Stated problem:
Without the pictures, repeat the listing character for character.

## BEGIN Material provided

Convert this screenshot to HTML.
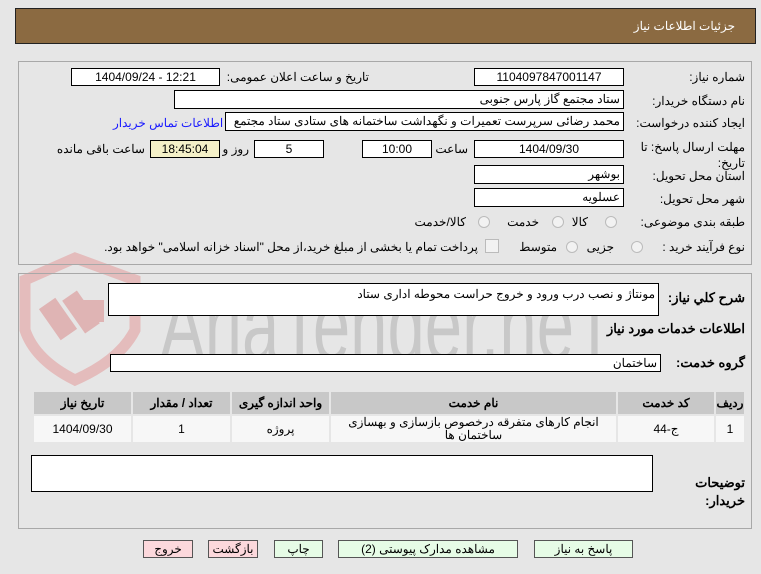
<!DOCTYPE html>
<html><head><meta charset="utf-8"><style>
body{margin:0;width:761px;height:574px;background:#e6e6e6;font-family:"Liberation Sans","Noto Sans CJK SC",sans-serif;font-size:12px;color:#000;position:relative;overflow:hidden}
.a{position:absolute}
.box{position:absolute;background:#fff;border:1px solid #000;box-sizing:border-box;font-size:12px;line-height:16px;text-align:center;white-space:nowrap;overflow:hidden}
.r{text-align:right;padding-right:3px}
.l{position:absolute;white-space:nowrap;direction:rtl;font-size:12px}
.panel{position:absolute;border:1px solid #a8a8a8;box-sizing:border-box}
.rad{position:absolute;width:12px;height:12px;border-radius:50%;border:1px solid #bbb;background:#f2f2f2;box-sizing:border-box}
.btn{position:absolute;border:1px solid #555;box-sizing:border-box;height:18px;line-height:16px;text-align:center;font-size:12px;background:#e6fce6}
table{border-collapse:collapse}
td{border:2px solid #e6e6e6;text-align:center;font-size:12px;padding:0}
</style></head><body>
<div class="a" style="left:15px;top:8px;width:741px;height:36px;background:#8b6a41;border:1px solid #222;box-sizing:border-box"></div>
<div class="l" style="right:26px;top:19px;color:#fff">جزئیات اطلاعات نیاز</div>

<svg class="a" style="left:0;top:240px" width="700" height="150">
<path d="M25 40 L75 18 L135 40 L135 90 Q120 120 75 140 Q35 120 25 90 Z" fill="none" stroke="#e4bcbc" stroke-width="11"/>
<rect x="48" y="60" width="20" height="38" fill="#dfb4b4" transform="rotate(-35 58 79)"/>
<rect x="72" y="52" width="18" height="40" fill="#dfb4b4" transform="rotate(-35 81 72)"/>
<rect x="82" y="60" width="22" height="22" fill="#dfb4b4"/>
<text x="160" y="120" font-family="Liberation Sans Narrow,Liberation Sans,sans-serif" font-size="100" fill="#c8c8c8" textLength="455" lengthAdjust="spacingAndGlyphs">AriaTender.neT</text>
</svg>

<div class="panel" style="left:18px;top:61px;width:734px;height:204px"></div>
<div class="l" style="right:16px;top:70px">شماره نیاز:</div>
<div class="box" style="left:474px;top:68px;width:150px;height:18px">1104097847001147</div>
<div class="l" style="right:392px;top:70px">تاریخ و ساعت اعلان عمومی:</div>
<div class="box" style="left:71px;top:68px;width:149px;height:18px">1404/09/24 - 12:21</div>

<div class="l" style="right:16px;top:94px">نام دستگاه خریدار:</div>
<div class="box r" style="left:174px;top:90px;width:450px;height:19px;direction:rtl">ستاد مجتمع گاز پارس جنوبی</div>

<div class="l" style="right:16px;top:116px">ایجاد کننده درخواست:</div>
<div class="box r" style="left:225px;top:112px;width:399px;height:19px;direction:rtl">محمد رضائی سرپرست تعمیرات و نگهداشت ساختمانه های ستادی ستاد مجتمع</div>
<div class="l" style="left:113px;top:116px;color:#1a1aff">اطلاعات تماس خریدار</div>

<div class="l" style="right:16px;top:139px;line-height:16px;text-align:right">مهلت ارسال پاسخ: تا<br>تاریخ:</div>
<div class="box" style="left:474px;top:140px;width:150px;height:18px">1404/09/30</div>
<div class="l" style="right:293px;top:142px">ساعت</div>
<div class="box" style="left:362px;top:140px;width:70px;height:18px">10:00</div>
<div class="box" style="left:254px;top:140px;width:70px;height:18px">5</div>
<div class="l" style="right:512px;top:142px">روز و</div>
<div class="box" style="left:150px;top:140px;width:70px;height:18px;background:#f4f0c8">18:45:04</div>
<div class="l" style="right:616px;top:142px">ساعت باقی مانده</div>

<div class="l" style="right:16px;top:169px">استان محل تحویل:</div>
<div class="box r" style="left:474px;top:165px;width:150px;height:19px">بوشهر</div>
<div class="l" style="right:16px;top:192px">شهر محل تحویل:</div>
<div class="box r" style="left:474px;top:188px;width:150px;height:19px">عسلویه</div>

<div class="l" style="right:16px;top:215px">طبقه بندی موضوعی:</div>
<div class="rad" style="left:605px;top:216px"></div><div class="l" style="right:173px;top:215px">کالا</div>
<div class="rad" style="left:552px;top:216px"></div><div class="l" style="right:222px;top:215px">خدمت</div>
<div class="rad" style="left:478px;top:216px"></div><div class="l" style="right:295px;top:215px">کالا/خدمت</div>

<div class="l" style="right:16px;top:240px">نوع فرآیند خرید :</div>
<div class="rad" style="left:631px;top:241px"></div><div class="l" style="right:147px;top:240px">جزیی</div>
<div class="rad" style="left:566px;top:241px"></div><div class="l" style="right:204px;top:240px">متوسط</div>
<div class="a" style="left:485px;top:239px;width:12px;height:12px;border:1px solid #bbb;background:#f2f2f2"></div>
<div class="l" style="right:283px;top:240px">پرداخت تمام یا بخشی از مبلغ خرید،از محل "اسناد خزانه اسلامی" خواهد بود.</div>

<div class="panel" style="left:18px;top:273px;width:734px;height:256px"></div>
<div class="l" style="right:16px;top:290px;font-weight:bold;font-size:13px">شرح کلي نياز:</div>
<div class="box r" style="left:108px;top:283px;width:551px;height:33px;direction:rtl;text-align:right;line-height:20px">مونتاژ و نصب درب ورود و خروج حراست محوطه اداری ستاد</div>
<div class="l" style="right:16px;top:321px;font-weight:bold;font-size:13px">اطلاعات خدمات مورد نياز</div>
<div class="l" style="right:16px;top:355px;font-weight:bold;font-size:13px">گروه خدمت:</div>
<div class="box r" style="left:110px;top:354px;width:551px;height:18px;direction:rtl">ساختمان</div>

<table class="a" style="left:32px;top:390px;width:714px;background:#f0f0f0;border:1px solid #ccc" dir="rtl">
<tr style="background:#c8c8c8;height:24px;font-weight:bold"><td style="width:28px"><b>ردیف</b></td><td style="width:96px"><b>کد خدمت</b></td><td style="width:285px"><b>نام خدمت</b></td><td style="width:97px"><b>واحد اندازه گیری</b></td><td style="width:97px"><b>تعداد / مقدار</b></td><td><b>تاریخ نیاز</b></td></tr>
<tr style="background:#f7f7f7;height:28px"><td>1</td><td>ج-44</td><td style="line-height:13px">انجام کارهای متفرقه درخصوص بازسازی و بهسازی ساختمان ها</td><td>پروژه</td><td>1</td><td>1404/09/30</td></tr>
</table>

<div class="l" style="right:16px;top:474px;font-weight:bold;font-size:13px;line-height:18px;text-align:right">توضیحات<br>خریدار:</div>
<div class="box" style="left:31px;top:455px;width:622px;height:37px"></div>

<div class="btn" style="left:534px;top:540px;width:99px">پاسخ به نیاز</div>
<div class="btn" style="left:338px;top:540px;width:180px">مشاهده مدارک پیوستی (2)</div>
<div class="btn" style="left:274px;top:540px;width:49px">چاپ</div>
<div class="btn" style="left:208px;top:540px;width:50px;background:#fcd8dc">بازگشت</div>
<div class="btn" style="left:143px;top:540px;width:50px;background:#fcd8dc">خروج</div>
</body></html>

## END Material provided

Response to the task:
Convert this screenshot to HTML.
<!DOCTYPE html>
<html><head><meta charset="utf-8"><style>
body{margin:0;width:761px;height:574px;background:#e6e6e6;font-family:"Liberation Sans","Noto Sans CJK SC",sans-serif;font-size:12px;color:#000;position:relative;overflow:hidden}
.a{position:absolute}
.box{position:absolute;background:#fff;border:1px solid #000;box-sizing:border-box;font-size:12px;line-height:16px;text-align:center;white-space:nowrap;overflow:hidden}
.r{text-align:right;padding-right:3px}
.l{position:absolute;white-space:nowrap;direction:rtl;font-size:12px}
.panel{position:absolute;border:1px solid #a8a8a8;box-sizing:border-box}
.rad{position:absolute;width:12px;height:12px;border-radius:50%;border:1px solid #bbb;background:#f2f2f2;box-sizing:border-box}
.btn{position:absolute;border:1px solid #555;box-sizing:border-box;height:18px;line-height:16px;text-align:center;font-size:12px;background:#e6fce6}
table{border-collapse:collapse}
td{border:2px solid #e6e6e6;text-align:center;font-size:12px;padding:0}
</style></head><body>
<div class="a" style="left:15px;top:8px;width:741px;height:36px;background:#8b6a41;border:1px solid #222;box-sizing:border-box"></div>
<div class="l" style="right:26px;top:19px;color:#fff">جزئیات اطلاعات نیاز</div>

<svg class="a" style="left:0;top:240px" width="700" height="150">
<path d="M25 40 L75 18 L135 40 L135 90 Q120 120 75 140 Q35 120 25 90 Z" fill="none" stroke="#e4bcbc" stroke-width="11"/>
<rect x="48" y="60" width="20" height="38" fill="#dfb4b4" transform="rotate(-35 58 79)"/>
<rect x="72" y="52" width="18" height="40" fill="#dfb4b4" transform="rotate(-35 81 72)"/>
<rect x="82" y="60" width="22" height="22" fill="#dfb4b4"/>
<text x="160" y="120" font-family="Liberation Sans Narrow,Liberation Sans,sans-serif" font-size="100" fill="#c8c8c8" textLength="455" lengthAdjust="spacingAndGlyphs">AriaTender.neT</text>
</svg>

<div class="panel" style="left:18px;top:61px;width:734px;height:204px"></div>
<div class="l" style="right:16px;top:70px">شماره نیاز:</div>
<div class="box" style="left:474px;top:68px;width:150px;height:18px">1104097847001147</div>
<div class="l" style="right:392px;top:70px">تاریخ و ساعت اعلان عمومی:</div>
<div class="box" style="left:71px;top:68px;width:149px;height:18px">1404/09/24 - 12:21</div>

<div class="l" style="right:16px;top:94px">نام دستگاه خریدار:</div>
<div class="box r" style="left:174px;top:90px;width:450px;height:19px;direction:rtl">ستاد مجتمع گاز پارس جنوبی</div>

<div class="l" style="right:16px;top:116px">ایجاد کننده درخواست:</div>
<div class="box r" style="left:225px;top:112px;width:399px;height:19px;direction:rtl">محمد رضائی سرپرست تعمیرات و نگهداشت ساختمانه های ستادی ستاد مجتمع</div>
<div class="l" style="left:113px;top:116px;color:#1a1aff">اطلاعات تماس خریدار</div>

<div class="l" style="right:16px;top:139px;line-height:16px;text-align:right">مهلت ارسال پاسخ: تا<br>تاریخ:</div>
<div class="box" style="left:474px;top:140px;width:150px;height:18px">1404/09/30</div>
<div class="l" style="right:293px;top:142px">ساعت</div>
<div class="box" style="left:362px;top:140px;width:70px;height:18px">10:00</div>
<div class="box" style="left:254px;top:140px;width:70px;height:18px">5</div>
<div class="l" style="right:512px;top:142px">روز و</div>
<div class="box" style="left:150px;top:140px;width:70px;height:18px;background:#f4f0c8">18:45:04</div>
<div class="l" style="right:616px;top:142px">ساعت باقی مانده</div>

<div class="l" style="right:16px;top:169px">استان محل تحویل:</div>
<div class="box r" style="left:474px;top:165px;width:150px;height:19px">بوشهر</div>
<div class="l" style="right:16px;top:192px">شهر محل تحویل:</div>
<div class="box r" style="left:474px;top:188px;width:150px;height:19px">عسلویه</div>

<div class="l" style="right:16px;top:215px">طبقه بندی موضوعی:</div>
<div class="rad" style="left:605px;top:216px"></div><div class="l" style="right:173px;top:215px">کالا</div>
<div class="rad" style="left:552px;top:216px"></div><div class="l" style="right:222px;top:215px">خدمت</div>
<div class="rad" style="left:478px;top:216px"></div><div class="l" style="right:295px;top:215px">کالا/خدمت</div>

<div class="l" style="right:16px;top:240px">نوع فرآیند خرید :</div>
<div class="rad" style="left:631px;top:241px"></div><div class="l" style="right:147px;top:240px">جزیی</div>
<div class="rad" style="left:566px;top:241px"></div><div class="l" style="right:204px;top:240px">متوسط</div>
<div class="a" style="left:485px;top:239px;width:12px;height:12px;border:1px solid #bbb;background:#f2f2f2"></div>
<div class="l" style="right:283px;top:240px">پرداخت تمام یا بخشی از مبلغ خرید،از محل "اسناد خزانه اسلامی" خواهد بود.</div>

<div class="panel" style="left:18px;top:273px;width:734px;height:256px"></div>
<div class="l" style="right:16px;top:290px;font-weight:bold;font-size:13px">شرح کلي نياز:</div>
<div class="box r" style="left:108px;top:283px;width:551px;height:33px;direction:rtl;text-align:right;line-height:20px">مونتاژ و نصب درب ورود و خروج حراست محوطه اداری ستاد</div>
<div class="l" style="right:16px;top:321px;font-weight:bold;font-size:13px">اطلاعات خدمات مورد نياز</div>
<div class="l" style="right:16px;top:355px;font-weight:bold;font-size:13px">گروه خدمت:</div>
<div class="box r" style="left:110px;top:354px;width:551px;height:18px;direction:rtl">ساختمان</div>

<table class="a" style="left:32px;top:390px;width:714px;background:#f0f0f0;border:1px solid #ccc" dir="rtl">
<tr style="background:#c8c8c8;height:24px;font-weight:bold"><td style="width:28px"><b>ردیف</b></td><td style="width:96px"><b>کد خدمت</b></td><td style="width:285px"><b>نام خدمت</b></td><td style="width:97px"><b>واحد اندازه گیری</b></td><td style="width:97px"><b>تعداد / مقدار</b></td><td><b>تاریخ نیاز</b></td></tr>
<tr style="background:#f7f7f7;height:28px"><td>1</td><td>ج-44</td><td style="line-height:13px">انجام کارهای متفرقه درخصوص بازسازی و بهسازی ساختمان ها</td><td>پروژه</td><td>1</td><td>1404/09/30</td></tr>
</table>

<div class="l" style="right:16px;top:474px;font-weight:bold;font-size:13px;line-height:18px;text-align:right">توضیحات<br>خریدار:</div>
<div class="box" style="left:31px;top:455px;width:622px;height:37px"></div>

<div class="btn" style="left:534px;top:540px;width:99px">پاسخ به نیاز</div>
<div class="btn" style="left:338px;top:540px;width:180px">مشاهده مدارک پیوستی (2)</div>
<div class="btn" style="left:274px;top:540px;width:49px">چاپ</div>
<div class="btn" style="left:208px;top:540px;width:50px;background:#fcd8dc">بازگشت</div>
<div class="btn" style="left:143px;top:540px;width:50px;background:#fcd8dc">خروج</div>
</body></html>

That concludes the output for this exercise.